Через час на подъехавшую «санитарку» Венза погрузил своё и пронинское имущество, положил связку дел медслужбы и отправился в путь. Ехал он с большим неудовольствием: по прежнему опыту Венза знал, что, во-первых, ему придётся жить в общей землянке с писарями штаба, а, следовательно, подчиняться внутреннему распорядку, который там существует. Кроме того, в свободное от непосредственной работы время начальник канцелярии штаба дивизии обязательно найдёт для него какое-нибудь дополнительное дело. Во-вторых, здесь он имел в собственном распоряжении домик начсандива, пустовавший сутками. Подружившись с полнотелой дружинницей эвакоотделения Шурочкой, Венза провёл с ней в домике немало приятных часов, теперь об этом придётся забыть. Так что, как видим, причин для недовольства переменой жизни у него имелось достаточно.

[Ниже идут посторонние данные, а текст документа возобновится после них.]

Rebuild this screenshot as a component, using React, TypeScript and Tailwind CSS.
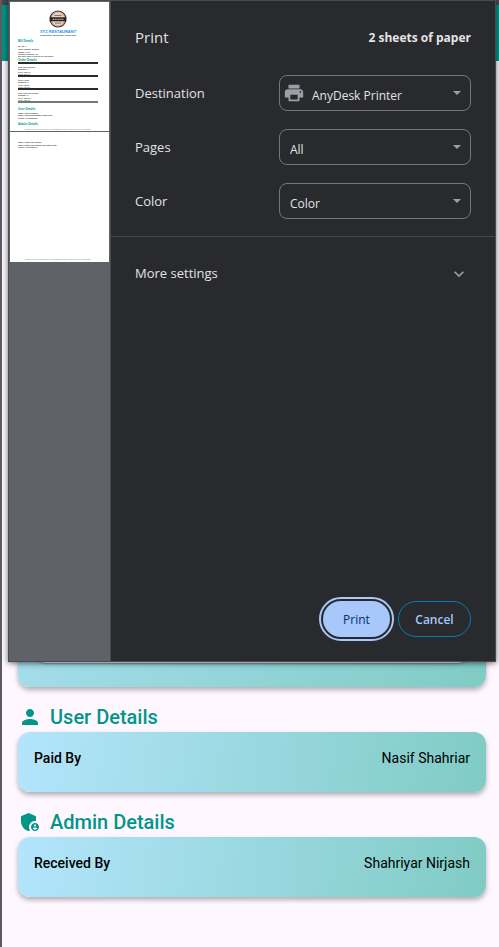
import type { ReactNode } from "react";
import { MdAdminPanelSettings, MdExpandMore, MdPerson } from "react-icons/md";

const orders = [
  { item: "Beef Biryani", qty: 1, price: "260.00", total: "260.00" },
  { item: "Pulao", qty: 2, price: "50.00", total: "100.00" },
  { item: "Chicken Korma", qty: 3, price: "260.00", total: "780.00" },
];

function SheetHeading({ children }: { children: ReactNode }) {
  return <h3 className="text-[3px] leading-[4px] font-bold text-[#009688]">{children}</h3>;
}

function SheetFooter() {
  return (
    <p className="mt-auto text-center text-[2px] leading-[4px] font-bold whitespace-nowrap text-[#90a4ae]">
      Thank you for choosing XYZ Restaurant! We hope to serve you again.
    </p>
  );
}

function Emblem() {
  return (
    <svg viewBox="0 0 40 40" className="mx-auto h-[18px] w-[18px] shrink-0" aria-hidden="true">
      <circle cx="20" cy="20" r="19" fill="#3a2a28" />
      <circle cx="20" cy="20" r="16.5" fill="#f1d9ca" />
      <circle cx="20" cy="20" r="15" fill="none" stroke="#8a7068" strokeWidth="2" strokeDasharray="2 1.4" />
      <circle cx="20" cy="20" r="12" fill="#ecd3c4" />
      <path d="M12 12h16M13 29h14" stroke="#7b625a" strokeWidth="2" />
      <path d="M1 16h38l-2 4 2 5H1l2-5z" fill="#2c201f" />
      <path d="M8 20.500h24" stroke="#ead2c5" strokeWidth="2.500" strokeDasharray="3 1.200" />
    </svg>
  );
}

function Preview() {
  return (
    <aside className="w-[102px] shrink-0 border-r border-[#4a4b4e] bg-[#5f6368] font-['Liberation_Sans',sans-serif]">
      <article className="mx-px mt-px flex h-[129px] flex-col bg-white pt-2 pr-[11px] pl-2 text-[2px] leading-[2px] font-bold text-[#444]">
        <Emblem />
        <h2 className="mt-px text-center text-[4px] leading-[5px] font-bold whitespace-nowrap text-[#2196f3]">XYZ RESTAURANT</h2>
        <p className="text-center">Dhanbagadi, Dhanmondi, Dhaka-1205</p>
        <div className="mt-[3px]">
          <SheetHeading>Bill Details</SheetHeading>
        </div>
        <div className="mt-0.5">
          <p>Bill No: 7</p>
          <p className="mt-px">Total Amount: 5138.00</p>
          <p className="mt-px">Status: PAID</p>
          <p>Payment Method: N/A</p>
          <p>Bill Date: 2024-10-05 01:27:12.000000</p>
        </div>
        <div className="mt-px">
          <SheetHeading>Order Details</SheetHeading>
        </div>
        {orders.map((order) => (
          <div key={order.item} className="border-t-2 border-[#2b2b2b] pt-0.5">
            <p>Item: {order.item}</p>
            <p>Quantity: {order.qty}</p>
            <p className="mt-px">Price: {order.price}</p>
            <p className="text-[#43a047]">Total: {order.total}</p>
          </div>
        ))}
        <hr className="border-t-2 border-[#777]" />
        <div className="mt-1">
          <SheetHeading>User Details</SheetHeading>
        </div>
        <p className="mt-px">Name: Nasif Shahriar</p>
        <p>Email: nasifshahriar588@gmail.com</p>
        <p className="mt-px">Phone: 01700000000</p>
        <div className="mt-[3px]">
          <SheetHeading>Admin Details</SheetHeading>
        </div>
        <SheetFooter />
      </article>
      <article className="mx-px mt-px flex h-[130px] flex-col bg-white pt-[9px] pr-[11px] pb-px pl-2 text-[2px] leading-[2px] font-bold text-[#444]">
        <p>Name: Shahriyar Nirjash</p>
        <p className="mt-px">Email: shahriyarnirjash1998@gmail.com</p>
        <p>Phone: 01700000077</p>
        <SheetFooter />
      </article>
    </aside>
  );
}

function SettingRow({ id, label, value, icon }: { id: string; label: string; value: string; icon?: ReactNode }) {
  return (
    <div className="flex items-center justify-between">
      <label htmlFor={id} className="pt-0.5">
        {label}
      </label>
      <div className="relative w-48">
        {icon && <span className="pointer-events-none absolute top-[7px] left-1 text-[#9aa0a6]">{icon}</span>}
        <select
          id={id}
          defaultValue={value}
          className={
            icon
              ? "h-9 w-full appearance-none rounded-lg border border-[#757775] bg-[#292a2d] pt-1.5 pl-8 text-[12px] text-[#e3e3e3]"
              : "h-9 w-full appearance-none rounded-lg border border-[#757775] bg-[#292a2d] pt-1.5 pl-2.5 text-[12px] text-[#e3e3e3]"
          }
        >
          <option>{value}</option>
        </select>
        <svg viewBox="0 0 8 4" className="pointer-events-none absolute top-4 right-2.5 h-1 w-2" aria-hidden="true">
          <path d="M0 0h8L4 4z" fill="#9aa0a6" />
        </svg>
      </div>
    </div>
  );
}

function PrinterIcon() {
  return (
    <svg viewBox="0 0 24 24" className="h-[22px] w-[22px]" fill="currentColor" aria-hidden="true">
      <path d="M19 8H5c-1.660 0-3 1.340-3 3v6h4v4h12v-4h4v-6c0-1.660-1.340-3-3-3zm-3 11H8v-5h8v5zm3-7c-.550 0-1-.450-1-1s.450-1 1-1 1 .450 1 1-.450 1-1 1zM18 3H6v4h12V3z" />
    </svg>
  );
}

function PrintDialog() {
  return (
    <div
      role="dialog"
      aria-label="Print"
      className="absolute top-0 right-[3px] left-1.5 flex h-[662px] border border-[#4a4b4e] bg-[#292a2d] font-['Open_Sans',sans-serif] text-[13px] text-[#e3e3e3] shadow-[0_1px_6px_rgba(0,0,0,0.6)]"
    >
      <Preview />
      <div className="flex flex-1 flex-col">
        <div className="flex h-[74px] items-center justify-between px-6">
          <h1 className="pb-0.5 text-[15px]">Print</h1>
          <span className="text-[12px] font-bold">2 sheets of paper</span>
        </div>
        <div className="flex flex-col gap-[18px] border-b border-[#47484a] px-6 pb-[17px]">
          <SettingRow id="destination" label="Destination" value="AnyDesk Printer" icon={<PrinterIcon />} />
          <SettingRow id="pages" label="Pages" value="All" />
          <SettingRow id="color" label="Color" value="Color" />
        </div>
        <button type="button" className="flex h-[74px] items-center justify-between px-6">
          More settings
          <MdExpandMore size={20} className="mr-0.5 text-[#9aa0a6]" />
        </button>
        <div className="mt-auto flex justify-end gap-2 px-6 pb-6 text-[12px]">
          <button
            type="button"
            className="h-9 w-[67px] rounded-full bg-[#a8c7fa] pt-0.5 font-medium text-[#062e6f] outline-2 outline-offset-2 outline-[#a8c7fa]"
          >
            Print
          </button>
          <button type="button" className="h-9 w-[73px] rounded-full border border-[#047db7] pt-0.5 font-semibold text-[#a8c7fa]">
            Cancel
          </button>
        </div>
      </div>
    </div>
  );
}

function DetailSection({ icon, title, label, value }: { icon: ReactNode; title: string; label: string; value: string }) {
  return (
    <section className="pt-4">
      <h2 className="flex h-[29px] items-center gap-2 pb-0.5 text-[20px] font-medium text-[#009688]">
        {icon}
        {title}
      </h2>
      <div className="flex h-[60px] justify-between rounded-xl bg-[linear-gradient(97deg,#b3e5fc,#80cbc4)] px-4 pt-4 text-[14px] leading-5 text-black shadow-[0_3px_5px_rgba(0,0,0,0.3)]">
        <span className="font-medium">{label}</span>
        <span>{value}</span>
      </div>
    </section>
  );
}

export default function App() {
  return (
    <div className="relative min-h-screen border-l-2 border-[#5c5c60] bg-[#fef7ff] font-['Roboto',sans-serif]">
      <div className="h-[5px] bg-[#444648]" />
      <header className="h-14 bg-[#009688]" />
      <main className="pt-[296px] pr-[13px] pb-12 pl-4">
        <div className="h-[330px] rounded-xl bg-[linear-gradient(125deg,#b3e5fc,#80cbc4)] px-4 pt-4 pb-6 shadow-[0_3px_5px_rgba(0,0,0,0.3)]">
          <div className="h-full rounded-xl bg-[#fef7ff] shadow-[0_1px_2px_rgba(0,0,0,0.3)]" />
        </div>
        <DetailSection icon={<MdPerson size={24} />} title="User Details" label="Paid By" value="Nasif Shahriar" />
        <DetailSection
          icon={<MdAdminPanelSettings size={24} />}
          title="Admin Details"
          label="Received By"
          value="Shahriyar Nirjash"
        />
      </main>
      <PrintDialog />
    </div>
  );
}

Алёшкин был в курсе личной жизни своего писаря, но не придавал этому серьёзного значения, и потому на недовольную мину и ворчание своего бывшего помощника внимания не обратил и довольно дружески с ним попрощался.
Было уже совсем светло, когда Борис, растянувшись на топчане, заснул так, что, кажется, никакие пушки его не смогли бы разбудить. Часов с шести утра немцы начали тщательную артподготовку, обстреливая свои бывшие траншеи, где теперь окопались части 65-й дивизии. Обстрел длился около полутора часов, затем с запада появились пикирующие бомбардировщики, которые начали обрабатывать передний край по-своему. Правда, нормально им это сделать не удалось, мешал довольно плотный огонь зенитной артиллерии и прилетевшие откуда-то из-под Волхова истребители. Последние быстро рассеяли строй немецких самолётов, и те, побросав часть бомб в никем не занятые болота, убрались восвояси, потеряв при этом несколько машин, которые плюхнулись в то же болото вслед за своими бомбами.
Вскоре после этой подготовки значительные пехотные силы фашистов, преодолев обстреливаемые теперь уже нашей артиллерией и миномётами Синявинские торфоразработки, пытались ворваться в свои старые траншеи, но не вышло. За прошедшие сутки дивизия сумела наладить оборону, и враг с большими потерями вынужден был отступить на край леса.